--- START OF GIVEN INFORMATION ---

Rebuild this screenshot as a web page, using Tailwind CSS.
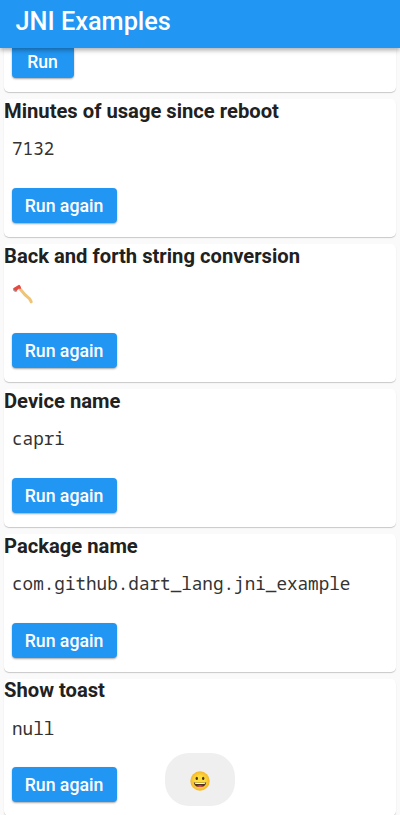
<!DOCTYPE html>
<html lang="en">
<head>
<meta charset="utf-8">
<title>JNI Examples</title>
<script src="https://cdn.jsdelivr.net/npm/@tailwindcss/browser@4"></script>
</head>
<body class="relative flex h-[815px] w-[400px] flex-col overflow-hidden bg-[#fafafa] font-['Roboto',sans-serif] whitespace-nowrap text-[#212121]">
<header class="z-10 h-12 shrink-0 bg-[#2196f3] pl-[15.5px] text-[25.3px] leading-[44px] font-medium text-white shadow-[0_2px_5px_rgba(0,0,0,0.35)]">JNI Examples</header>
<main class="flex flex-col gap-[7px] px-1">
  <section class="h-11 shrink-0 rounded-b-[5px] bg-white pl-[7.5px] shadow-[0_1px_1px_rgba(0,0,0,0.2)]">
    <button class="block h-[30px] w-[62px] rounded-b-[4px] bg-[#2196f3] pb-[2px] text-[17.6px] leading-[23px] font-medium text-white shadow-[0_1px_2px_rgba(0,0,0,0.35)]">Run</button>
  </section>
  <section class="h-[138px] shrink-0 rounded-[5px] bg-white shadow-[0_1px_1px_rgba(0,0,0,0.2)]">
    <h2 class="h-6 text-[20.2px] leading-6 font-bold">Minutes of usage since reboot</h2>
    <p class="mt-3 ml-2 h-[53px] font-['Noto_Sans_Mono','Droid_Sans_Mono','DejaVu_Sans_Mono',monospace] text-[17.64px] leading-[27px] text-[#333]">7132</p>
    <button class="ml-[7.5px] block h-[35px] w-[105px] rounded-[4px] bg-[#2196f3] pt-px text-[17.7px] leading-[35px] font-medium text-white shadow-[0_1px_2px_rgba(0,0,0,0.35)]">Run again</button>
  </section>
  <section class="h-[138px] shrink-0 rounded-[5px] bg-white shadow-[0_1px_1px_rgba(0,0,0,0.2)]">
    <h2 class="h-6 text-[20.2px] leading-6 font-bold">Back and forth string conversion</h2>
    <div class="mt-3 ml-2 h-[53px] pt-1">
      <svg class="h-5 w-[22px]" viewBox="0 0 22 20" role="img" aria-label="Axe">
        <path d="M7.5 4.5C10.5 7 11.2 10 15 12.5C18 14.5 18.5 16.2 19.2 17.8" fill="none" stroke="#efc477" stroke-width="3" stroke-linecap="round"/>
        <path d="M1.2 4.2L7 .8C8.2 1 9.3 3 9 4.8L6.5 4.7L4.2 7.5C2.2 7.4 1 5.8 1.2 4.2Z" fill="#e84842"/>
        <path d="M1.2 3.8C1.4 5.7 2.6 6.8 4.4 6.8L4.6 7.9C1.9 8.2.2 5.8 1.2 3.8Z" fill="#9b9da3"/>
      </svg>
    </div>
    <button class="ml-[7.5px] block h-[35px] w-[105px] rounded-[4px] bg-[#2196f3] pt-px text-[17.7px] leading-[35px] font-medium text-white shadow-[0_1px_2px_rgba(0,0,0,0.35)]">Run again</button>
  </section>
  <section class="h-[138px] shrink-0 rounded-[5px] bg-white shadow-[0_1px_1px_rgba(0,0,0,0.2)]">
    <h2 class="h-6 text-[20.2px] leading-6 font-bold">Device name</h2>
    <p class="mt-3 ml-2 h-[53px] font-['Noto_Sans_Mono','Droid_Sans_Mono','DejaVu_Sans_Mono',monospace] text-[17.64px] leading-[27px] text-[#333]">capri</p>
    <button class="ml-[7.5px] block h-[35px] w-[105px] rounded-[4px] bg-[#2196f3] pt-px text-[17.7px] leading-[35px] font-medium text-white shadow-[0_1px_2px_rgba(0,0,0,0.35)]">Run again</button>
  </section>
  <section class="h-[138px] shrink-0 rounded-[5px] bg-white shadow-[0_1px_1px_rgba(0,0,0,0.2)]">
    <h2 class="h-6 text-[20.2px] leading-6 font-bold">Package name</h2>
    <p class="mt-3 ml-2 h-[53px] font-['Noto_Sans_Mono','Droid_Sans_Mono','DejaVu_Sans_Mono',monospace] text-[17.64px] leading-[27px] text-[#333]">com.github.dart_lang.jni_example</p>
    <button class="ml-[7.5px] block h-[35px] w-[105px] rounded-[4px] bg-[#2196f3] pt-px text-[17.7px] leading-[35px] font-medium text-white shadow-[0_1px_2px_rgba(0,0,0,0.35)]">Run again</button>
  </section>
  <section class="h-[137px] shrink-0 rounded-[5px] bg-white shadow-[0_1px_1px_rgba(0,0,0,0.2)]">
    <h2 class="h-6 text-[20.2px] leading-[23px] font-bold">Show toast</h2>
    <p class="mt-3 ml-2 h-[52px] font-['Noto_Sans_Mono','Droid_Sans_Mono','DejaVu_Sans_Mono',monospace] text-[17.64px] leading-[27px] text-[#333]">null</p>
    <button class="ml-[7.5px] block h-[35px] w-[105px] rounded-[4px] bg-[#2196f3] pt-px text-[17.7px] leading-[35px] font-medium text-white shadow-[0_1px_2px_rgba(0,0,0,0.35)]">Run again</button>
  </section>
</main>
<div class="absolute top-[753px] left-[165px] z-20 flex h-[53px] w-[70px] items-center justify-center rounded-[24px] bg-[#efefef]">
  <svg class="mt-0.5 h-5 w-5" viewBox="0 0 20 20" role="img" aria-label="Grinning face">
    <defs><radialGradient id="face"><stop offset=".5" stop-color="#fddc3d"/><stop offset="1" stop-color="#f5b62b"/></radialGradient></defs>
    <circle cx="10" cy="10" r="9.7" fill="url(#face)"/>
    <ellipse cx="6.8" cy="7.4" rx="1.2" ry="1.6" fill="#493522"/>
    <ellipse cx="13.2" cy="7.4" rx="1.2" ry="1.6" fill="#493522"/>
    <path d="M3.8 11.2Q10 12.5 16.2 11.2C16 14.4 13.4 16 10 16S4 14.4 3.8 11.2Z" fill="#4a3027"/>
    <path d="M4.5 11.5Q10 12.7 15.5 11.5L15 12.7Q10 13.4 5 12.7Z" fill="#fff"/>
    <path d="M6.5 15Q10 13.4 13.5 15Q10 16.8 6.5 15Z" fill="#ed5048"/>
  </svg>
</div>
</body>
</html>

--- END OF GIVEN INFORMATION ---

| REQUIREMENT |
Reproduce every line above as written, skipping pictures.

| EXERCISE OUTPUT |
Rebuild this screenshot as a web page, using Tailwind CSS.
<!DOCTYPE html>
<html lang="en">
<head>
<meta charset="utf-8">
<title>JNI Examples</title>
<script src="https://cdn.jsdelivr.net/npm/@tailwindcss/browser@4"></script>
</head>
<body class="relative flex h-[815px] w-[400px] flex-col overflow-hidden bg-[#fafafa] font-['Roboto',sans-serif] whitespace-nowrap text-[#212121]">
<header class="z-10 h-12 shrink-0 bg-[#2196f3] pl-[15.5px] text-[25.3px] leading-[44px] font-medium text-white shadow-[0_2px_5px_rgba(0,0,0,0.35)]">JNI Examples</header>
<main class="flex flex-col gap-[7px] px-1">
  <section class="h-11 shrink-0 rounded-b-[5px] bg-white pl-[7.5px] shadow-[0_1px_1px_rgba(0,0,0,0.2)]">
    <button class="block h-[30px] w-[62px] rounded-b-[4px] bg-[#2196f3] pb-[2px] text-[17.6px] leading-[23px] font-medium text-white shadow-[0_1px_2px_rgba(0,0,0,0.35)]">Run</button>
  </section>
  <section class="h-[138px] shrink-0 rounded-[5px] bg-white shadow-[0_1px_1px_rgba(0,0,0,0.2)]">
    <h2 class="h-6 text-[20.2px] leading-6 font-bold">Minutes of usage since reboot</h2>
    <p class="mt-3 ml-2 h-[53px] font-['Noto_Sans_Mono','Droid_Sans_Mono','DejaVu_Sans_Mono',monospace] text-[17.64px] leading-[27px] text-[#333]">7132</p>
    <button class="ml-[7.5px] block h-[35px] w-[105px] rounded-[4px] bg-[#2196f3] pt-px text-[17.7px] leading-[35px] font-medium text-white shadow-[0_1px_2px_rgba(0,0,0,0.35)]">Run again</button>
  </section>
  <section class="h-[138px] shrink-0 rounded-[5px] bg-white shadow-[0_1px_1px_rgba(0,0,0,0.2)]">
    <h2 class="h-6 text-[20.2px] leading-6 font-bold">Back and forth string conversion</h2>
    <div class="mt-3 ml-2 h-[53px] pt-1">
      <svg class="h-5 w-[22px]" viewBox="0 0 22 20" role="img" aria-label="Axe">
        <path d="M7.5 4.5C10.5 7 11.2 10 15 12.5C18 14.5 18.5 16.2 19.2 17.8" fill="none" stroke="#efc477" stroke-width="3" stroke-linecap="round"/>
        <path d="M1.2 4.2L7 .8C8.2 1 9.3 3 9 4.8L6.5 4.7L4.2 7.5C2.2 7.4 1 5.8 1.2 4.2Z" fill="#e84842"/>
        <path d="M1.2 3.8C1.4 5.7 2.6 6.8 4.4 6.8L4.6 7.9C1.9 8.2.2 5.8 1.2 3.8Z" fill="#9b9da3"/>
      </svg>
    </div>
    <button class="ml-[7.5px] block h-[35px] w-[105px] rounded-[4px] bg-[#2196f3] pt-px text-[17.7px] leading-[35px] font-medium text-white shadow-[0_1px_2px_rgba(0,0,0,0.35)]">Run again</button>
  </section>
  <section class="h-[138px] shrink-0 rounded-[5px] bg-white shadow-[0_1px_1px_rgba(0,0,0,0.2)]">
    <h2 class="h-6 text-[20.2px] leading-6 font-bold">Device name</h2>
    <p class="mt-3 ml-2 h-[53px] font-['Noto_Sans_Mono','Droid_Sans_Mono','DejaVu_Sans_Mono',monospace] text-[17.64px] leading-[27px] text-[#333]">capri</p>
    <button class="ml-[7.5px] block h-[35px] w-[105px] rounded-[4px] bg-[#2196f3] pt-px text-[17.7px] leading-[35px] font-medium text-white shadow-[0_1px_2px_rgba(0,0,0,0.35)]">Run again</button>
  </section>
  <section class="h-[138px] shrink-0 rounded-[5px] bg-white shadow-[0_1px_1px_rgba(0,0,0,0.2)]">
    <h2 class="h-6 text-[20.2px] leading-6 font-bold">Package name</h2>
    <p class="mt-3 ml-2 h-[53px] font-['Noto_Sans_Mono','Droid_Sans_Mono','DejaVu_Sans_Mono',monospace] text-[17.64px] leading-[27px] text-[#333]">com.github.dart_lang.jni_example</p>
    <button class="ml-[7.5px] block h-[35px] w-[105px] rounded-[4px] bg-[#2196f3] pt-px text-[17.7px] leading-[35px] font-medium text-white shadow-[0_1px_2px_rgba(0,0,0,0.35)]">Run again</button>
  </section>
  <section class="h-[137px] shrink-0 rounded-[5px] bg-white shadow-[0_1px_1px_rgba(0,0,0,0.2)]">
    <h2 class="h-6 text-[20.2px] leading-[23px] font-bold">Show toast</h2>
    <p class="mt-3 ml-2 h-[52px] font-['Noto_Sans_Mono','Droid_Sans_Mono','DejaVu_Sans_Mono',monospace] text-[17.64px] leading-[27px] text-[#333]">null</p>
    <button class="ml-[7.5px] block h-[35px] w-[105px] rounded-[4px] bg-[#2196f3] pt-px text-[17.7px] leading-[35px] font-medium text-white shadow-[0_1px_2px_rgba(0,0,0,0.35)]">Run again</button>
  </section>
</main>
<div class="absolute top-[753px] left-[165px] z-20 flex h-[53px] w-[70px] items-center justify-center rounded-[24px] bg-[#efefef]">
  <svg class="mt-0.5 h-5 w-5" viewBox="0 0 20 20" role="img" aria-label="Grinning face">
    <defs><radialGradient id="face"><stop offset=".5" stop-color="#fddc3d"/><stop offset="1" stop-color="#f5b62b"/></radialGradient></defs>
    <circle cx="10" cy="10" r="9.7" fill="url(#face)"/>
    <ellipse cx="6.8" cy="7.4" rx="1.2" ry="1.6" fill="#493522"/>
    <ellipse cx="13.2" cy="7.4" rx="1.2" ry="1.6" fill="#493522"/>
    <path d="M3.8 11.2Q10 12.5 16.2 11.2C16 14.4 13.4 16 10 16S4 14.4 3.8 11.2Z" fill="#4a3027"/>
    <path d="M4.5 11.5Q10 12.7 15.5 11.5L15 12.7Q10 13.4 5 12.7Z" fill="#fff"/>
    <path d="M6.5 15Q10 13.4 13.5 15Q10 16.8 6.5 15Z" fill="#ed5048"/>
  </svg>
</div>
</body>
</html>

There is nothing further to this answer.